Ecuadorean President Rafael Correa has said US had asked him not to grant asylum for former US spy agency contractor Edward Snowden in a "cordial" telephone conversation with US Vice President Joe Biden.

Mr Correa said he vowed to respect Washington's opinion in evaluating the request.

The Andean nation says it cannot begin processing Snowden's request unless he reaches Ecuador or one of its embassies.

Mr Snowden, who is wanted by the United States for leaking details about US communications surveillance programs, is believed to still be at the Sheremetyevo airport in Moscow after leaving Hong Kong.

Praising Mr Biden's good manners in contrast to "brats" in the US Congress who had threatened to cut Ecuador's trade benefits over the Snowden issue, Mr Correa said during his weekly television broadcast: "He communicated a very courteous request from the United States that we reject the (asylum) request."

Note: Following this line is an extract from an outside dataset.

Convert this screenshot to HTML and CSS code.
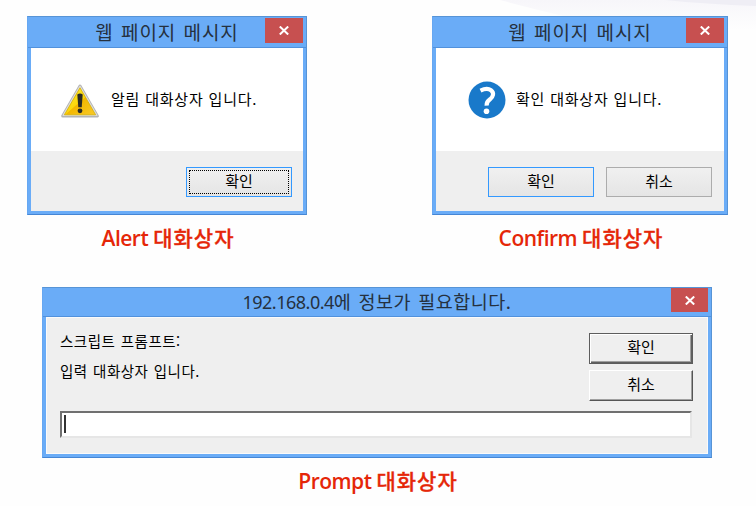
FILE: index.html
```html
<!DOCTYPE html>
<html lang="ko">
<head>
<meta charset="utf-8">
<title>대화상자</title>
<link rel="stylesheet" href="styles.css">
</head>
<body>
<svg class="swoosh" viewBox="0 0 256 60" aria-hidden="true">
  <defs><linearGradient id="haze" x1="0" y1="0" x2="0" y2="1"><stop offset="0" stop-color="#f7f6fa"/><stop offset=".6" stop-color="#fefefe"/></linearGradient></defs>
  <path d="M0 0H256V50Q130 35 0 0Z" fill="url(#haze)"/>
  <path d="M165 0H256V6Q205 4 165 0Z" fill="#efeef5"/>
</svg>
<main class="page">
  <div class="top-row">
    <figure class="example alert">
      <section class="window">
        <header class="titlebar"><h2 class="title">웹 페이지 메시지</h2>
          <span class="close"><svg viewBox="0 0 10 9"><path d="M.8.5 9.2 8.5M9.2.5.8 8.5"/></svg></span></header>
        <div class="client">
          <div class="message">
            <svg class="icon" viewBox="0 0 38 34">
              <defs>
                <linearGradient id="gold" x1="0" y1="0" x2="1" y2="1"><stop offset="0" stop-color="#fff03a"/><stop offset=".5" stop-color="#fbd70c"/><stop offset=".52" stop-color="#f4b800"/><stop offset="1" stop-color="#f8ca28"/></linearGradient>
              </defs>
              <path d="M19 2 36.3 32H1.7Z" fill="#b4b4b4" stroke="#b4b4b4" stroke-width="3" stroke-linejoin="round"/>
              <path d="M19 2.5 35.8 31.3H2.2Z" fill="#dcdcdc" stroke="#dcdcdc" stroke-width="1.5" stroke-linejoin="round"/>
              <path d="M19 3.8 34.6 30.8H3.4Z" fill="url(#gold)" stroke="#d8b000" stroke-width=".8" stroke-linejoin="round"/>
              <path d="M16.3 10.5Q19 8.3 21.7 10.5L20.7 23.3H17.3Z" fill="#2b2b25"/>
              <circle cx="19" cy="26.8" r="2.4" fill="#2b2b25"/>
            </svg>
            <p class="text">알림 대화상자 입니다.</p>
          </div>
          <div class="actions"><button class="button default focused">확인</button></div>
        </div>
      </section>
      <figcaption class="caption">Alert <b>대화상자</b></figcaption>
    </figure>
    <figure class="example confirm">
      <section class="window">
        <header class="titlebar"><h2 class="title">웹 페이지 메시지</h2>
          <span class="close"><svg viewBox="0 0 10 9"><path d="M.8.5 9.2 8.5M9.2.5.8 8.5"/></svg></span></header>
        <div class="client">
          <div class="message">
            <svg class="icon" viewBox="0 0 38 38">
              <circle cx="19" cy="19" r="18.5" fill="#1979ca"/>
              <path d="M12.5 9.6Q19 6.4 23 9.2C26.6 11.8 25 16 22 18.3Q18.4 20.8 18.6 24.6" fill="none" stroke="#fff" stroke-width="4.2"/>
              <circle cx="18.5" cy="30.2" r="2.8" fill="#fff"/>
            </svg>
            <p class="text">확인 대화상자 입니다.</p>
          </div>
          <div class="actions"><button class="button default">확인</button><button class="button">취소</button></div>
        </div>
      </section>
      <figcaption class="caption">Confirm <b>대화상자</b></figcaption>
    </figure>
  </div>
  <figure class="example prompt">
    <section class="window">
      <header class="titlebar"><h2 class="title"><span class="host">192.168.0.4</span>에 정보가 필요합니다.</h2>
        <span class="close"><svg viewBox="0 0 10 9"><path d="M.8.5 9.2 8.5M9.2.5.8 8.5"/></svg></span></header>
      <div class="client">
        <div class="question">
          <div class="lines"><p class="text">스크립트 프롬프트:</p><p class="text">입력 대화상자 입니다.</p></div>
          <div class="stack"><button class="classic primary">확인</button><button class="classic">취소</button></div>
        </div>
        <div class="field"><span class="caret"></span></div>
      </div>
    </section>
    <figcaption class="caption">Prompt <b>대화상자</b></figcaption>
  </figure>
</main>
</body>
</html>
```
FILE: styles.css
```css
* { box-sizing: border-box; }
body { margin: 0; background: #fefefe; font-family: "Noto Sans CJK KR", sans-serif; color: #111; }
h2, p, figure { margin: 0; }
button { font-family: inherit; padding: 0; color: #000; border-radius: 0; }
.swoosh { position: absolute; top: 0; right: 0; width: 256px; height: 60px; z-index: -1; }
.page { width: 756px; height: 506px; padding: 16px 28px 0 27px; overflow: hidden; }
.top-row { display: flex; justify-content: space-between; height: 271px; }
.alert { width: 280px; }
.confirm { width: 296px; }
.window { display: flex; flex-direction: column; height: 199px; padding: 0 3px 3px; background: #6aacf7; border: 1px solid #5794d6; border-left-color: #66a7f2; border-bottom-color: #4586d5; }
.titlebar { display: flex; justify-content: center; height: 31px; border-bottom: 1px solid #5191dc; margin: 0 -3px; position: relative; flex: none; }
.title { font-size: 19px; font-weight: 400; line-height: 30px; letter-spacing: .9px; word-spacing: 1.2px; color: #25313f; white-space: nowrap; }
.close { position: absolute; top: 1px; right: 3px; width: 38px; height: 25px; background: #c75050; display: flex; align-items: center; justify-content: center; }
.close svg { width: 10px; height: 9px; }
.close path { stroke: #fff; stroke-width: 2; fill: none; }
.client { flex: 1; display: flex; flex-direction: column; background: #efefef; }
.message { height: 103px; background: #fff; display: flex; align-items: center; }
.text { font-size: 15px; line-height: 20px; letter-spacing: .75px; word-spacing: .2px; white-space: nowrap; color: #000; }
.alert .icon { width: 38px; height: 34px; margin: 3px 12px 0 30px; }
.confirm .icon { width: 38px; height: 38px; margin: 0 10px 0 32px; }
.message .text { margin-top: -2px; }
.actions { display: flex; justify-content: flex-end; gap: 12px; padding: 16px 11px 0 0; }
.confirm .actions { padding-right: 12px; }
.button { width: 106px; height: 30px; border: 1px solid #acacac; background: linear-gradient(#f0f0f0, #e5e5e5); font-size: 15px; line-height: 24px; padding-bottom: 2px; }
.button.default { border-color: #3399ff; }
.focused { outline: 1px dotted #000; outline-offset: -4px; }
.caption { font-family: "Open Sans", "Noto Sans CJK KR", sans-serif; font-weight: 600; font-size: 21px; line-height: 28px; letter-spacing: -.5px; color: #e52608; text-align: center; padding: 8px 0 0 2px; white-space: nowrap; }
.caption b { font-family: "Noto Sans CJK KR", sans-serif; font-weight: 500; font-size: 21px; letter-spacing: 1px; -webkit-text-stroke: .3px #e52608; }
.prompt { width: 670px; margin-left: 15px; }
.prompt .window { height: 171px; }
.prompt .titlebar { height: 29px; }
.prompt .title { font-size: 18.5px; line-height: 27px; letter-spacing: .5px; word-spacing: 1.5px; }
.prompt .host { font-family: "Noto Sans", sans-serif; font-size: 18px; letter-spacing: -.5px; }
.prompt .close { height: 24px; top: 0; width: 37px; }
.prompt .client { padding: 15px 14px 0 13px; border: 1px solid #fafafa; }
.question { display: flex; justify-content: space-between; height: 78px; }
.lines { display: flex; flex-direction: column; gap: 10px; margin-top: -2px; }
.lines .text { font-size: 14.5px; letter-spacing: .5px; word-spacing: .8px; }
.stack { display: flex; flex-direction: column; gap: 6px; }
.classic { width: 104px; height: 31px; background: #efefef; border: 1px solid; border-color: #fff #555 #555 #fff; box-shadow: inset -1px -1px #a0a0a0; font-size: 15px; line-height: 24px; padding-bottom: 3px; }
.classic.primary { border-color: #5d5d5d; box-shadow: inset 1px 1px #fff, inset -1px -1px #606060, inset -2px -2px #a0a0a0; }
.field { width: 632px; height: 27px; background: #fff; border: 2px solid; border-color: #707070 #e6e6e6 #e6e6e6 #707070; padding: 2px; }
.caret { display: block; width: 2px; height: 18px; background: #333; }
```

Mr Biden initiated the phone call, Mr Correa said.

"When he (Snowden) arrives on Ecuadorean soil, if he arrives ... of course, the first opinions we will seek are those of the United States," Mr Correa said.

A senior White House official travelling with President Barack Obama in Africa on Saturday confirmed the conversation had taken place.

The case has been a major embarrassment for the Obama administration, which is now facing withering criticism around the world for the espionage program known as Prism that Mr Snowden revealed.

A German magazine, citing secret documents, reported today that the US bugged European Union offices and gained access to EU internal computer networks, which will likely add to the furore over US spying efforts.